--- Start ---
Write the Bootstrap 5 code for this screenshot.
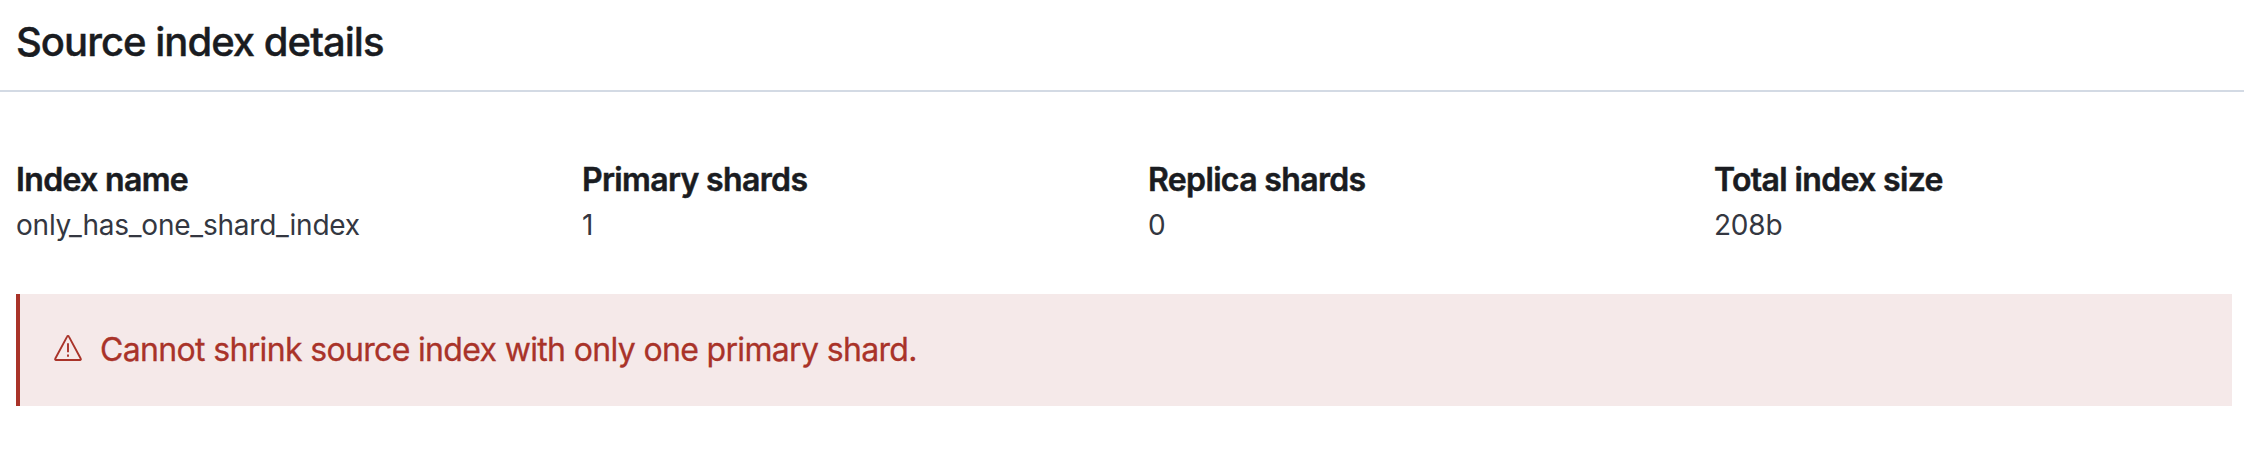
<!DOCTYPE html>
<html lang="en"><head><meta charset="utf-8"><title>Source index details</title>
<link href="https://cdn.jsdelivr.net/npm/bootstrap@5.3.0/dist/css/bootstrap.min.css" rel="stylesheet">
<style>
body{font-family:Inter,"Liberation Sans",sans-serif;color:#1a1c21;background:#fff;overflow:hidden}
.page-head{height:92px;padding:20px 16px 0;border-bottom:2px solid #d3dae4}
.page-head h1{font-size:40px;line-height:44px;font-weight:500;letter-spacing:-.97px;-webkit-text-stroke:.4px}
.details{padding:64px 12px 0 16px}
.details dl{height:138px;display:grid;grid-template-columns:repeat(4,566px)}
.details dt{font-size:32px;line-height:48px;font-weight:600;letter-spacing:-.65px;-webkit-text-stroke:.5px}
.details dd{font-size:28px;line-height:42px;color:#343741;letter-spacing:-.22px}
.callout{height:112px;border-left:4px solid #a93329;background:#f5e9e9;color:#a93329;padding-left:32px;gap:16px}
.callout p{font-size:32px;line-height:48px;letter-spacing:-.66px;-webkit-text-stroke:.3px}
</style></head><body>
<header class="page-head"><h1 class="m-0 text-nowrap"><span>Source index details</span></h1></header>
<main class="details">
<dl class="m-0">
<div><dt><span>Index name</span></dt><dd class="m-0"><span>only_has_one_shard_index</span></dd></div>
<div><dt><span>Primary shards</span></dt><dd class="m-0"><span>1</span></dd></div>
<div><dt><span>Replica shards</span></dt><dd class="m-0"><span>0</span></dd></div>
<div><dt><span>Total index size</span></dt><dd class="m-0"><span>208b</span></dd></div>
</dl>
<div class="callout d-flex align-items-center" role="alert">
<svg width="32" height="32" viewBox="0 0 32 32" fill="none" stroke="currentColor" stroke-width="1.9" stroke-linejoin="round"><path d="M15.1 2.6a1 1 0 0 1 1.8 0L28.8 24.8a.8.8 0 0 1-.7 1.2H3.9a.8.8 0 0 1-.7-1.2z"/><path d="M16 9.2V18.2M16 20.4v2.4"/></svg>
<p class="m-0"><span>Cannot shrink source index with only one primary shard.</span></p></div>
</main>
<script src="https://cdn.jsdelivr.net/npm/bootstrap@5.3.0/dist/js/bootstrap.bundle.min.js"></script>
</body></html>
--- End ---
Restate the entire listing word for word, excluding pictures.

▶ **Answer to the problem**:
Write the Bootstrap 5 code for this screenshot.
<!DOCTYPE html>
<html lang="en"><head><meta charset="utf-8"><title>Source index details</title>
<link href="https://cdn.jsdelivr.net/npm/bootstrap@5.3.0/dist/css/bootstrap.min.css" rel="stylesheet">
<style>
body{font-family:Inter,"Liberation Sans",sans-serif;color:#1a1c21;background:#fff;overflow:hidden}
.page-head{height:92px;padding:20px 16px 0;border-bottom:2px solid #d3dae4}
.page-head h1{font-size:40px;line-height:44px;font-weight:500;letter-spacing:-.97px;-webkit-text-stroke:.4px}
.details{padding:64px 12px 0 16px}
.details dl{height:138px;display:grid;grid-template-columns:repeat(4,566px)}
.details dt{font-size:32px;line-height:48px;font-weight:600;letter-spacing:-.65px;-webkit-text-stroke:.5px}
.details dd{font-size:28px;line-height:42px;color:#343741;letter-spacing:-.22px}
.callout{height:112px;border-left:4px solid #a93329;background:#f5e9e9;color:#a93329;padding-left:32px;gap:16px}
.callout p{font-size:32px;line-height:48px;letter-spacing:-.66px;-webkit-text-stroke:.3px}
</style></head><body>
<header class="page-head"><h1 class="m-0 text-nowrap"><span>Source index details</span></h1></header>
<main class="details">
<dl class="m-0">
<div><dt><span>Index name</span></dt><dd class="m-0"><span>only_has_one_shard_index</span></dd></div>
<div><dt><span>Primary shards</span></dt><dd class="m-0"><span>1</span></dd></div>
<div><dt><span>Replica shards</span></dt><dd class="m-0"><span>0</span></dd></div>
<div><dt><span>Total index size</span></dt><dd class="m-0"><span>208b</span></dd></div>
</dl>
<div class="callout d-flex align-items-center" role="alert">
<svg width="32" height="32" viewBox="0 0 32 32" fill="none" stroke="currentColor" stroke-width="1.9" stroke-linejoin="round"><path d="M15.1 2.6a1 1 0 0 1 1.8 0L28.8 24.8a.8.8 0 0 1-.7 1.2H3.9a.8.8 0 0 1-.7-1.2z"/><path d="M16 9.2V18.2M16 20.4v2.4"/></svg>
<p class="m-0"><span>Cannot shrink source index with only one primary shard.</span></p></div>
</main>
<script src="https://cdn.jsdelivr.net/npm/bootstrap@5.3.0/dist/js/bootstrap.bundle.min.js"></script>
</body></html>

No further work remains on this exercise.